The fashionable brunette did an energetic performance of a Grace Potter song, complete with her own flair and movement and bounce as she had fun with it.

One hopeful sang a traditional song in Chinese.

A skinny blonde with a hip t-shirt announced that she had just become a US citizen, and then sang Lady Marmalade.

It was my turn. I announced that I was singing “I Won’t Give Up” by Jason Mraz. I started off slow and low, trying my best to use my lower alto register to feature the tones of my voice. Then I took it up an octave and belted the chorus with what I hoped was fervor and passion fueling my notes.

After everyone sang, the producer asked Lady Marmalade to stay and sing another song, then he said to the rest of us, “Okay everyone, thank you so much, keep working on your craft and I hope you have a good day.”

It felt like it had only taken us five minutes to do all of that. I’m sure it was more, but in a sudden rush, it was over. Several hours for fifteen minutes or so.

We all looked just as confused as we exited. Some people immediately left and headed towards the parking garage downstairs. Some of us mumbled, “Wait, that’s it?” “So, we didn’t get it?” “So, is she going to be on the show?” “Will anyone contact us later?” More questions I did not know the answer to.

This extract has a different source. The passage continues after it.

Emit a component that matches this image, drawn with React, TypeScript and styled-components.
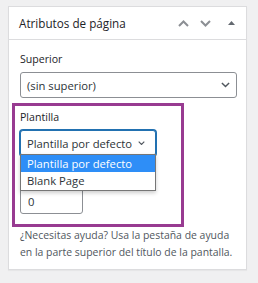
import React from 'react';
import styled, { createGlobalStyle } from 'styled-components';

const Global = createGlobalStyle`
  html, body { margin: 0; padding: 0; background: #f0f0f1; }
  body { font-family: "Open Sans", "Noto Sans", sans-serif; color: #3c434a; }
  * { box-sizing: border-box; }
`;

const Page = styled.div`
  padding: 6px 0 0 8px;
  height: 283px;
`;

const Panel = styled.section`
  width: 239px;
  background: #fff;
  border: 1px solid #dcdcde;
  box-shadow: 0 1px 1px rgba(0, 0, 0, 0.04);
`;

const Header = styled.div`
  height: 33px;
  display: flex;
  align-items: center;
  padding-left: 10px;
  border-bottom: 1px solid #dcdcde;
`;

const Title = styled.h2`
  flex: 1;
  margin: 0;
  font-size: 11.7px;
  font-weight: 400;
  color: #1d2327;
`;

const HeaderButton = styled.button<{ $w: number }>`
  width: ${(p) => p.$w}px;
  height: 32px;
  padding: 0;
  border: 0;
  background: none;
  display: flex;
  align-items: center;
  justify-content: center;
  color: #8c8f94;
`;

const Inside = styled.div`
  padding: 0 9px 8px 11px;
`;

const Field = styled.div`
  position: relative;
  margin-top: 10px;
`;

const Label = styled.label`
  display: block;
  font-size: 10.6px;
  line-height: 18px;
  color: #1d2327;
  margin-bottom: 4px;
`;

const SelectBox = styled.div<{ $width?: number; $focused?: boolean; $padRight: number }>`
  position: relative;
  width: ${(p) => (p.$width ? `${p.$width}px` : '100%')};
  height: 26px;
  display: flex;
  align-items: center;
  justify-content: space-between;
  padding: 0 ${(p) => p.$padRight}px 0 6px;
  border: 1px solid ${(p) => (p.$focused ? '#2271b1' : '#8c8f94')};
  border-radius: 3px;
  box-shadow: ${(p) => (p.$focused ? '0 0 0 1px #2271b1' : 'none')};
  font-size: 11.25px;
  color: #2c3338;
  background: #fff;
  white-space: nowrap;
`;

const Options = styled.ul`
  position: absolute;
  left: -1px;
  top: 23px;
  width: 136px;
  margin: 0;
  padding: 0 0 1px;
  list-style: none;
  background: #fff;
  border: 1px solid #767676;
  box-shadow: 0 2px 4px rgba(0, 0, 0, 0.2);
  z-index: 2;
`;

const Option = styled.li<{ $active?: boolean }>`
  height: 17px;
  padding: 1px 6px 0;
  line-height: 16px;
  font-size: 11.25px;
  white-space: nowrap;
  color: ${(p) => (p.$active ? '#fff' : '#2c3338')};
  background: ${(p) => (p.$active ? '#2e8ef7' : 'transparent')};
`;

const NumberInput = styled.input`
  display: block;
  width: 63px;
  height: 26px;
  padding: 0 7px;
  border: 1px solid #8c8f94;
  border-radius: 3px;
  font-family: inherit;
  font-size: 11.25px;
  color: #2c3338;
  appearance: textfield;
  &::-webkit-inner-spin-button,
  &::-webkit-outer-spin-button { -webkit-appearance: none; margin: 0; }
`;

const Highlight = styled.div`
  position: absolute;
  left: -8px;
  top: -5px;
  width: 172px;
  height: 124px;
  border: 3px solid #983b91;
  pointer-events: none;
  z-index: 3;
`;

const Help = styled.p`
  margin: 13px 0 0;
  font-size: 10.45px;
  line-height: 17px;
  color: #50575e;
`;

const Chevron = ({ w = 8 }: { w?: number }) => (
  <svg width={w} height={w * 0.6} viewBox="0 0 10 6" fill="none" stroke="#50575e" strokeWidth="1.6">
    <path d="M1 1 L5 5 L9 1" />
  </svg>
);

export default function App() {
  return (
    <>
      <Global />
      <Page>
        <Panel>
          <Header>
            <Title>Atributos de página</Title>
            <HeaderButton $w={22} aria-label="Subir">
              <svg width="11" height="7" viewBox="0 0 11 7" fill="none" stroke="currentColor" strokeWidth="2">
                <path d="M1 6 L5.5 1.5 L10 6" />
              </svg>
            </HeaderButton>
            <HeaderButton $w={22} aria-label="Bajar">
              <svg width="11" height="7" viewBox="0 0 11 7" fill="none" stroke="currentColor" strokeWidth="2">
                <path d="M1 1 L5.5 5.5 L10 1" />
              </svg>
            </HeaderButton>
            <HeaderButton $w={30} aria-label="Alternar panel">
              <svg width="7" height="4" viewBox="0 0 7 4">
                <path d="M0 4 L3.5 0 L7 4 Z" fill="#646970" />
              </svg>
            </HeaderButton>
          </Header>
          <Inside>
            <Field>
              <Label>Superior</Label>
              <SelectBox $padRight={6}>
                <span>(sin superior)</span>
                <Chevron w={9} />
              </SelectBox>
            </Field>
            <Field>
              <Highlight />
              <Label>Plantilla</Label>
              <SelectBox $width={136} $focused $padRight={10}>
                <span>Plantilla por defecto</span>
                <Chevron w={7} />
                <Options>
                  <Option $active>Plantilla por defecto</Option>
                  <Option>Blank Page</Option>
                </Options>
              </SelectBox>
            </Field>
            <Field>
              <Label>Orden</Label>
              <NumberInput type="number" defaultValue={0} />
            </Field>
            <Help>¿Necesitas ayuda? Usa la pestaña de ayuda en la parte superior del título de la pantalla.</Help>
          </Inside>
        </Panel>
      </Page>
    </>
  );
}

At first I felt upset. But then I reminded myself that I finally took this experience, and it was unlike any other experience I would ever have while auditioning for something. And if I can audition for The Voice and still feel like a great singer, then I can tackle a musical theater audition in San Diego, or a karaoke contest at my favorite local bar. I had sat through hours of the worst audition torture — anything after this should be a piece of cake.

But — I will never do it again. I don’t think I need to repeat that experience to get the full benefit of it. And I don’t think I’d ever win the lottery that is auditioning for The Voice.

But hey, I did it! And though it was tedious, it was fun.

15. Audition for a national talent show.